The Beatles as Global Education Pioneers
This year marks the 50th anniversary of the Sgt. Pepper Lonely Hearts Club Band album by the Beatles. Over the last few months, the album has been the subject of many celebrations in the media. Special edition re-releases have reached the top of album charts. Retrospective commentaries on the innovative nature of this game-changing album by the most successful musical group in history abound. In the midst of this commemoration, another important footnote in Beatles history has been overlooked. This is also the upcoming 50th anniversary of “All You Need Is Love.”

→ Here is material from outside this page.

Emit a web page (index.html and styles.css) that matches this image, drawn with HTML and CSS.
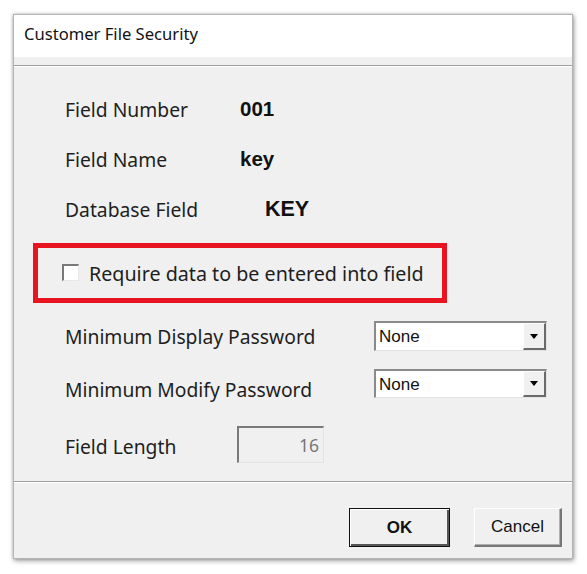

This song is essentially an early example of a global Skype conversation. In 1967, the BBC produced a television special entitled “Our World,” which was the first live global satellite link-up. It aired in 25 countries simultaneously, and each participating country produced a representative segment—Great Britain was represented by the Beatles. The “Our World” audience watched the Beatles in the studio recording “All You Need Is Love.” John Lennon, the song’s primary lyricist, used it to capture a simple, universal message.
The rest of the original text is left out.